I laid my sleep kit down one side of the tent. Our territory was divided by a pot box, a food box and a geophysics box, and on top of these stood a primus, a tilley lamp, a radio, a compact disc Walkman, a James Clavell novel and a tube of Extra Strong mints. An open tin of peaches with feathers stuck to the lid was wedged between Keith's airbed and the primus, as well as a tin half full of Dutch camping butter (1988) and numerous discarded wrappers of Cadbury's Milk Chocolate. It was clear that the acquisition of a tent-mate was not the best thing that had ever happened to Keith. On the first night, he stayed in the weatherhaven until everyone else had retired to their tents, delaying the moment at which he was obliged to join me.
‘Hello,' I said as I heard him fighting his way through the tent flaps.
‘Hello,' he replied, in a kind of disappointed way, as if he had nourished hopes that I might have dematerialised. I had hatched a cunning plan, however. I could see from the tent that Keith was a gadget man. He had installed – for example – a digital thermometer which took the temperature inside and outside of the tent at the same time. The only way to deal with a gadget man is to feign interest in his equipment.
‘This is useful,' I lied, pointing at the double display on the thermometer. ‘How does it work, exactly?'
Keith cleared his throat. I had won.
The reason Keith had enjoyed a tent to himself before my arrival soon became clear. He could have snored for England. I didn't mind. Being able to sleep anywhere at any time and in any circumstances was part of the job description, as far as I was concerned. When Keith was awake I enjoyed his company, once he thawed out a bit. And he made me tea in the morning.
‘Here's breakfast,' he used to say, handing me half a bar of Cadbury's. If it was windy, we had to shout at one another. On the second day I was granted earphone rights to the cd player, and I dipped in and out of Keith's extensive and catholic collection. Getting dressed was hellish though, and made harder by the gloating presence of the thermometer, which informed us irrefutably that outside it was minus twenty-five. I began plotting its destruction. On really bad days, when the plane carrying the radar equipment couldn't fly, some people never left their tent, except to go to the toilet, and even this was an ordeal as it involved sliding down an ice chute into an underground ice chamber and climbing on to an empty fuel drum.
While trapped inside for days, everyone ran out of books and started reading the backs of food cartons. People said that in the field they had learnt how to mix up the porridge oats in Dutch and Swahili. There was a long established tradition of this. Gunnar Anderssen, marooned at Hope Bay in 1902, wrote that his party had no books, and to delight the eye with the printed word they got out their tins of condensed milk and read the labels. On the whole, we couldn't really enjoy anything much at Ski Hi, or even do any serious thinking. Existing, as opposed to freezing, seemed to take up all our energy.

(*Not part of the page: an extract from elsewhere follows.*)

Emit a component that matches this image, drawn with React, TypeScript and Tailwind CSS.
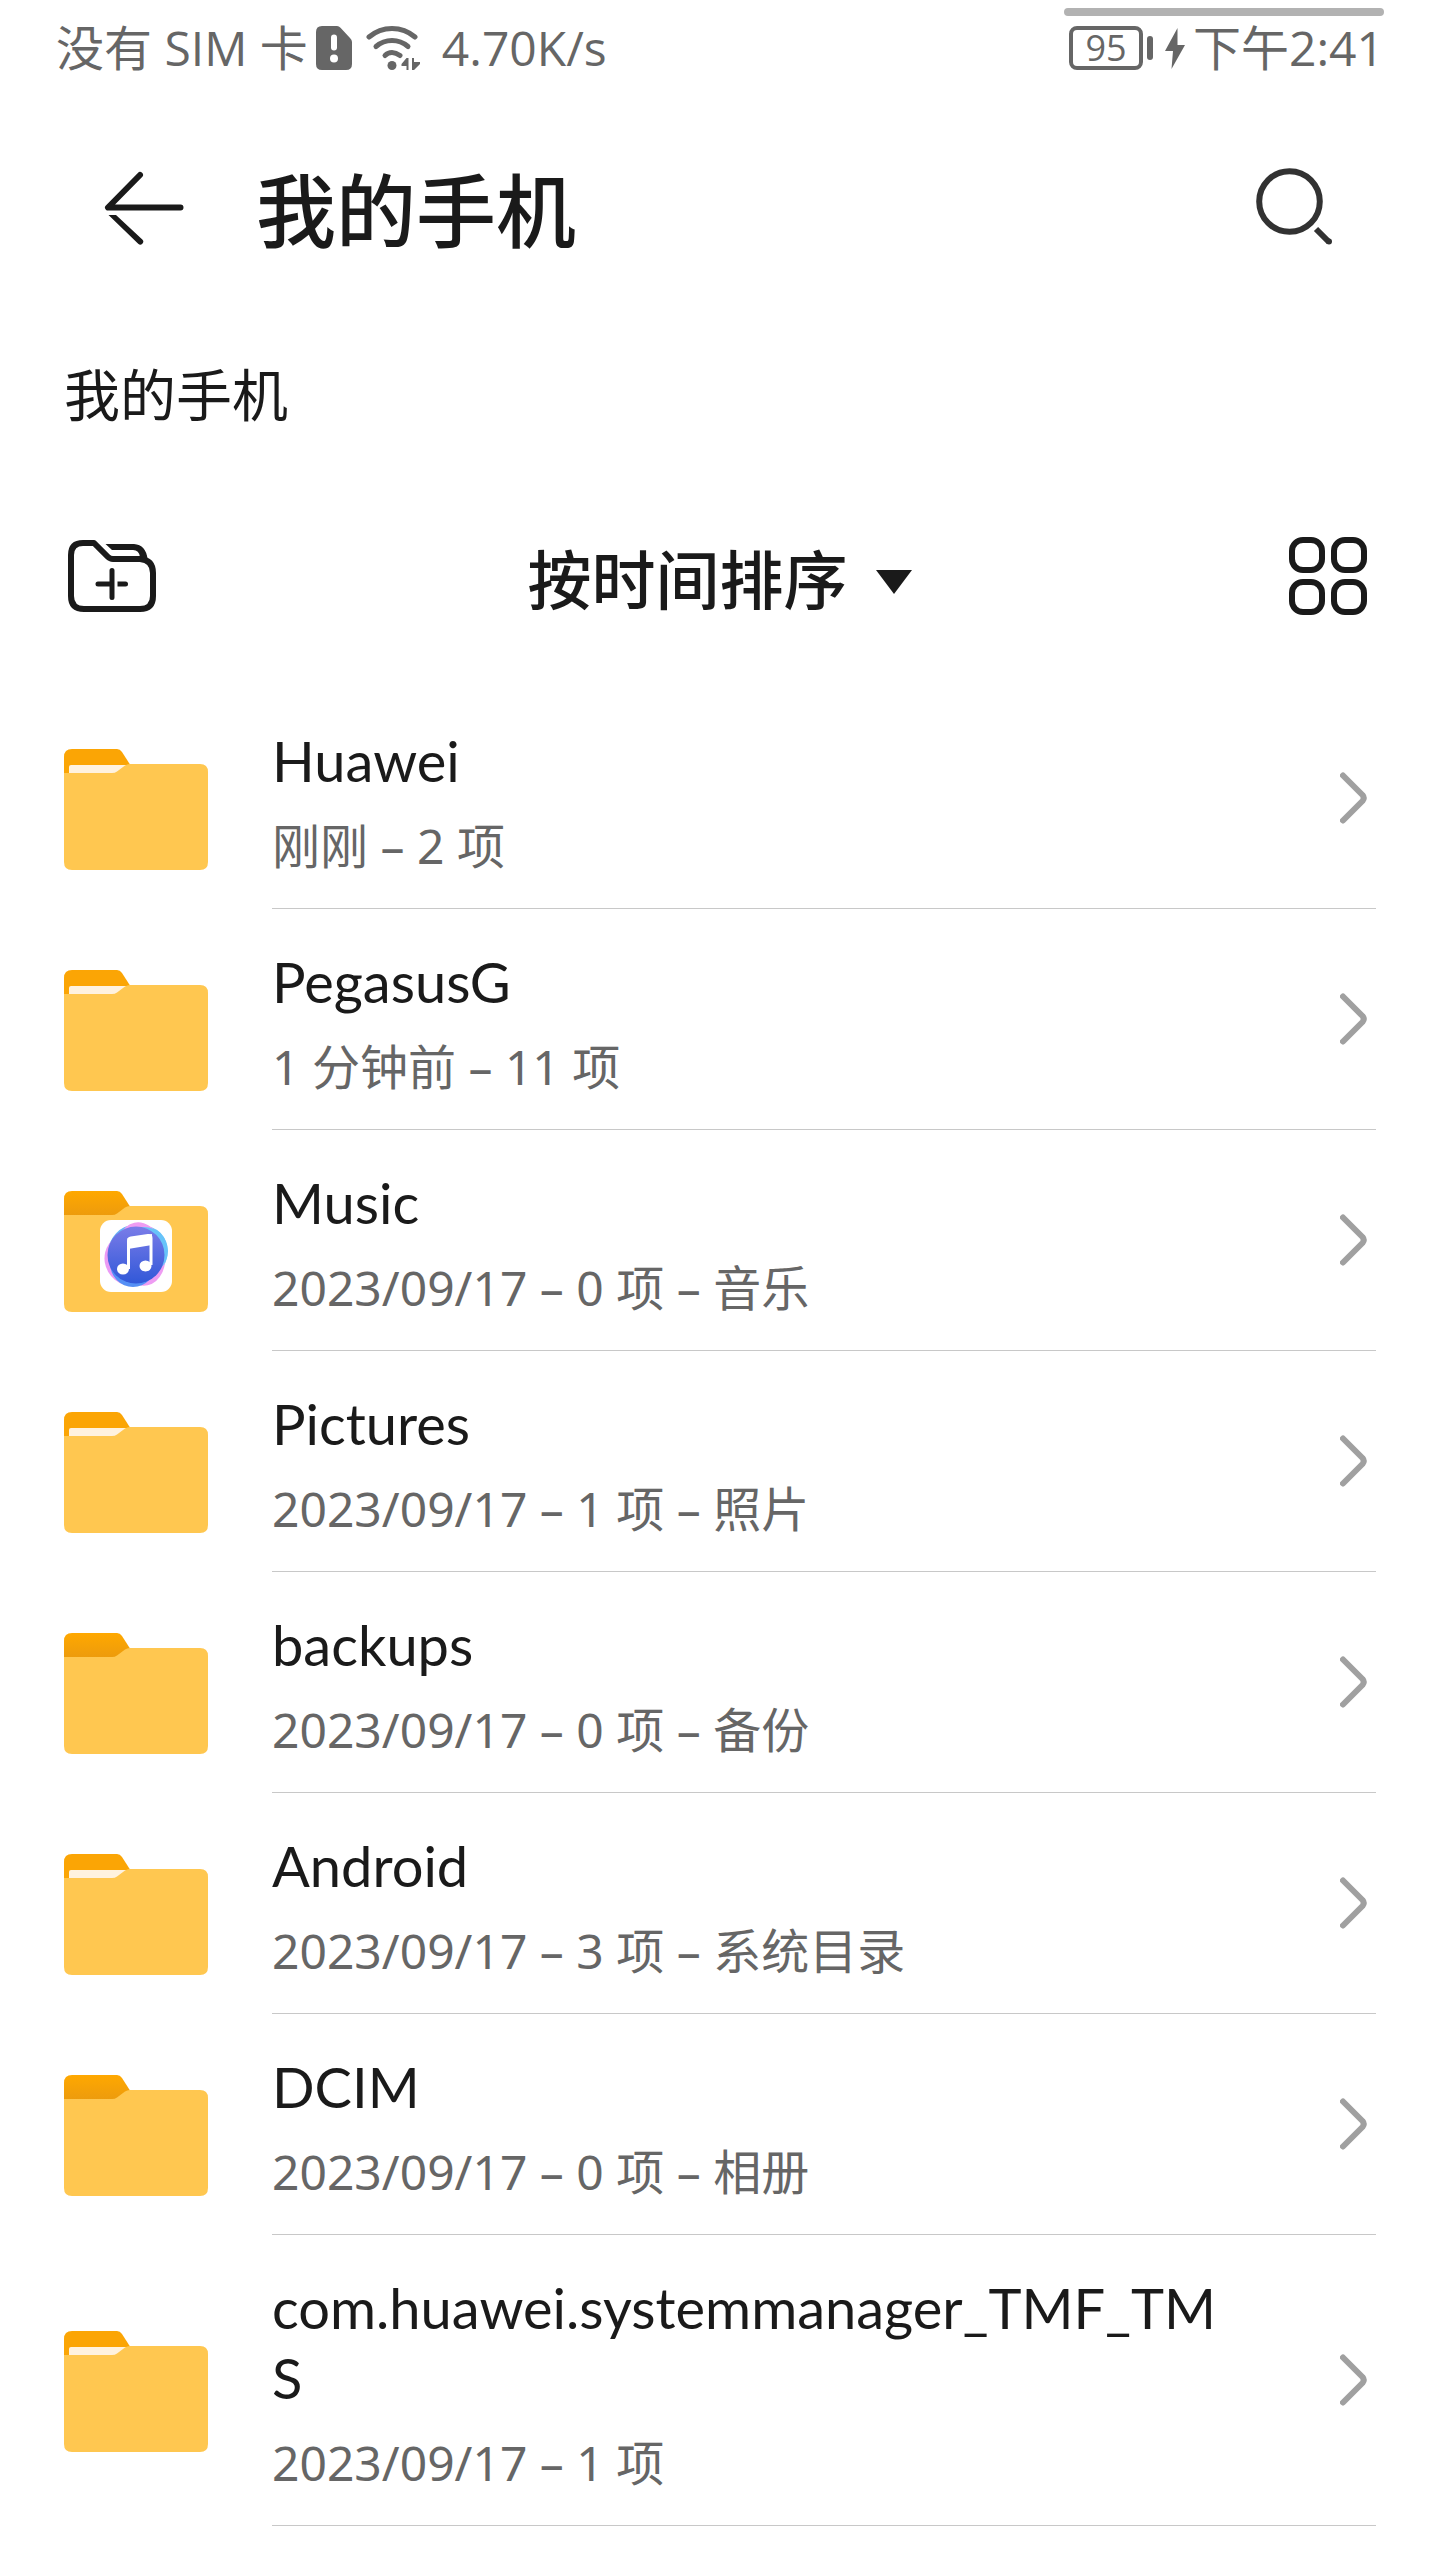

We rarely took off our windies, the fluorescent orange ventile over-the-head windcheaters and enormous trousers worn by Scott and every subsequent Briton in Antarctica. They suited what was often referred to in the weatherhaven as ‘the Antarctic experience'. The boys used the adjective ‘gnarly' all the time: it meant living what they perceived to be the ‘authentic' way in Antarctica, eschewing the comforts of base for the derring-do they associated with the old days. Almost all the men became coarser and more consciously macho in the field. It was as if they had reverted to a basic level of mental existence as well as a physical one. Fancying yourself as a bit of a polar hero is harmless enough, but so much cultural baggage came along with it. They were committed to a grim type of schoolboy humour. When a field assistant shat in his overalls by mistake, he recounted what had happened over the radio and it became the story of the day on base; terribly funny, everyone agreed. If someone left a camera around, you could be sure it would be used for a few shots of someone else with a cigar up his bum, to edify the owner's mother when the film was sent home to be developed. When the air unit left for the season they scrawled a final message on the operations board: ‘Shaggin' in the U.K.' A man who had recenty left the ice after two-and-a-half years sent down a photograph of himself
in flagrante
. Before the ship arrived to take us out, a list went up asking if anyone required vegetarian food on board: someone wrote ‘
Fuck Off
' next to his name. And so it went on. As Jennie Darlington wrote in the fifties, ‘It was like living in a male locker room.'
Why such a brittle mask? I wondered. The British attitude had evolved from a culture in which no one grew up. In their emotional lives, the officers of Scott's day and the generation which followed lived in a prep school world in which boys died heroically in each other's arms while the whole school sobbed. How many times had I heard the latterday men of the Antarctic expressing regrets for the demise of the days when boys could be boys and girls weren't there? Alastair Fothergill, the man who had spent a lot of time in the south producing his award-winning
Life in the Freezer
television series, was very perceptive on this subject. ‘The Antarctic brings out national characteristics, it really does. The British attitude – though it's changing – is still rooted in a very outdated vision of the explorer.' As I sat opposite him in his overheated office at the BBC Natural History Unit in Bristol, Fothergill had continued, ‘It's inevitably a very male place. For a long time it was a playground. It's about keeping people out, and that's a male thing. I get a bit sick when they moan about the tourists.'
The irony was that, despite the collective fantasy of macho polar endeavour, both Vasco and Neil, among the few who viewed it with an objective eye, said that they found camping in Scotland tougher than in Antarctica. It rained more in Scotland, the tents were smaller, the grass was damper, there were midges, you had to look further for water and, hell – food and fuel were unlimited on the ice. As for Scott himself, I felt sure he would have been on my side. That was a further irony, given that the majority of my companions identified with him. As an early biographer wrote, ‘In some ways, Scott's sensibility was more like a woman's than a man's.'
∗
I got into the habit of ‘doing the weather'. This involved marching out on to the ice sheet and having a good look around. When the pilots wanted hourlies, it was tempting to poke your head out of the weatherhaven for ten seconds and hazard a few guesses, working on the assumption that nothing much had changed since last time. I felt feeble even thinking about doing this until I saw everyone else at it. It even had a name: Giving Tent Weather.